Public Problems and Model Solutions

Download our current public problems, their expert solutions, and model results in PDF format:

Download the chain-of-thought report for DeepSeek-R1:

The model performance on public problems is as follows:

The meaning of colors in the plot:

  • Green: Get the correct result for at least 4 out of 5 attempts
  • Blue: Get 2-3 correct results out of 5 attempts
  • Yellow: Get only 1 correct result out of 5 attempts
  • Red: Fail to get correct result for all 5 attempts

The calculation method of TP Bench GPA:

Firstly, to each problem, we assign a numerical weight \(w\) from 1 to 5 based on its difficulty level. Next, we translate the color coding used above to assign a letter and a corresponding numerical grade \(g\) as follows:

(a) Green: Letter grade A which is assigned a numerical value of \(g=4\).
(b) Blue: Letter grade B and is assigned a value of \(g=3\).
(c) Yellow: Letter grade C and \(g=2\).
(d) Red: Letter grade F which is set to \(g=0\).

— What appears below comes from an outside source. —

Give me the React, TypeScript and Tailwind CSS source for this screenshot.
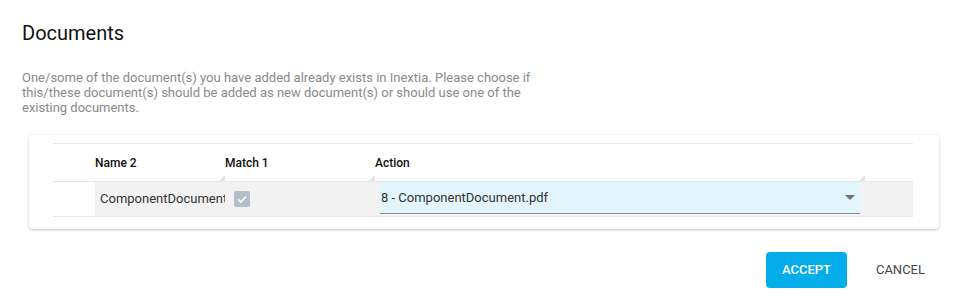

Finally, we apply the following formula to determine GPA (out of 4) \[ {\rm GPA}=\frac{\sum_{i=1}^{N}w_{i}\times g_{i}}{\sum_{i=1}^{N}w_{i}} \] where \(N\) represents the total number of attempts across all problems.

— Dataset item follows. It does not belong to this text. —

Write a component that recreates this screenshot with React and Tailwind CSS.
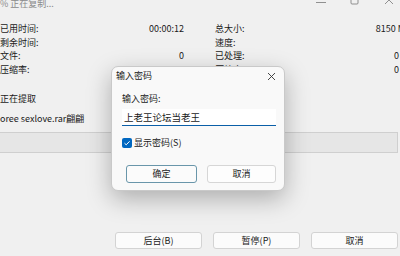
import React from 'react';

const font = { fontFamily: '"Noto Sans CJK SC", "Noto Sans", sans-serif' };

function Row({ label, value }) {
  return (
    <div className="flex justify-between h-[13.5px] leading-[13.5px] whitespace-nowrap">
      <span>{label}</span>
      <span>{value}</span>
    </div>
  );
}

export default function App() {
  return (
    <div className="relative w-[400px] h-[256px] overflow-hidden bg-[#f0f0f0] text-[9px] text-[#1a1a1a]" style={font}>
      {/* title bar */}
      <div className="flex justify-between items-start h-[22px]">
        <span className="-mt-[2px] text-[9px] leading-[12px] text-[#8a8a8a]">% 正在复制...</span>
        <div className="flex items-start gap-[24px] pr-[6px] -mt-[2px]">
          <svg width="10" height="8" viewBox="0 0 10 8"><path d="M0 4.5h10" stroke="#777" strokeWidth="0.8" /></svg>
          <svg width="10" height="8" viewBox="0 0 10 8"><rect x="1" y="-2" width="7" height="8" fill="none" stroke="#777" strokeWidth="0.8" rx="1" /></svg>
          <svg width="10" height="8" viewBox="0 0 10 8"><path d="M1 -2L9 6M9 -2L1 6" stroke="#777" strokeWidth="0.8" /></svg>
        </div>
      </div>

      {/* stats */}
      <div className="flex">
        <div className="w-[184px]">
          <Row label="已用时间:" value="00:00:12" />
          <Row label="剩余时间:" value="" />
          <Row label="文件:" value="0" />
          <Row label="压缩率:" value="" />
        </div>
        <div className="ml-[31px] flex-1 pr-[1px]">
          <Row label="总大小:" value={<span className="-mr-[6px]">8150 M</span>} />
          <Row label="速度:" value="" />
          <Row label="已处理:" value="0" />
          <Row label="压缩率:" value="0" />
        </div>
      </div>

      <div className="mt-[16px] leading-[14px]">正在提取</div>
      <div className="mt-[6px] leading-[14px]">oree sexlove.rar翩翩</div>

      {/* progress */}
      <div className="mt-[6px] mr-[2px] h-[21px] border-y border-r border-[#cfcfcf] bg-[#e6e6e6]" />

      {/* bottom buttons */}
      <div className="absolute left-0 right-0 top-[232px] flex justify-end gap-[11px] pr-[2px]">
        {['后台(B)', '暂停(P)', '取消'].map(t => (
          <div key={t} className="w-[87px] h-[17px] flex items-center justify-center rounded-[3px] border border-[#d3d3d3] bg-[#fbfbfb]">{t}</div>
        ))}
      </div>

      {/* dialog */}
      <div className="absolute left-[111px] top-[66px] w-[174px] h-[125px] rounded-[7px] border border-[#c9c9c9] bg-[#f9f9f9] shadow-[0_8px_24px_rgba(0,0,0,0.28)]">
        <div className="flex justify-between items-center h-[18px] pl-[4px] pr-[8px]">
          <span>输入密码</span>
          <svg width="9" height="9" viewBox="0 0 9 9"><path d="M1 1L8 8M8 1L1 8" stroke="#333" strokeWidth="0.9" /></svg>
        </div>
        <div className="pl-[10px] pr-[8px]">
          <div className="mt-[8px] leading-[12px]">输入密码:</div>
          <div className="mt-[4px] h-[17px] bg-white border-b-[1.5px] border-[#0b5fa8] flex items-center pl-[2px] text-[9.5px]">上老王论坛当老王</div>
          <div className="mt-[10px] flex items-center gap-[2px]">
            <div className="w-[10px] h-[10px] rounded-[2px] bg-[#0067c0] flex items-center justify-center">
              <svg width="8" height="8" viewBox="0 0 8 8"><path d="M1.5 4.2L3.2 5.8L6.6 2.3" fill="none" stroke="white" strokeWidth="1" /></svg>
            </div>
            <span>显示密码(S)</span>
          </div>
          <div className="mt-[15px] flex gap-[10px] pl-[4px]">
            <div className="w-[71px] h-[18px] flex items-center justify-center rounded-[3px] border-[1.5px] border-[#6996aa] bg-[#fbfbfb]">确定</div>
            <div className="w-[69px] h-[18px] flex items-center justify-center rounded-[3px] border border-[#d6d6d6] bg-[#fdfdfd]">取消</div>
          </div>
        </div>
      </div>
    </div>
  );
}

Looking ahead, we plan to improve and introduce additional evaluation metrics, one of which could incorporate confidence and precision to better capture the variability of model responses across multiple attempts on the same problem. This metric would impose penalties on models that exhibit high inconsistency in their responses, ensuring a more nuanced assessment of a model’s reliability and robustness. More intriguingly, as we enable models to learn and improve incrementally from their previous attempts, rather than treating each attempt as independent, we will need to develop more sophisticated metrics to evaluate their performance accurately.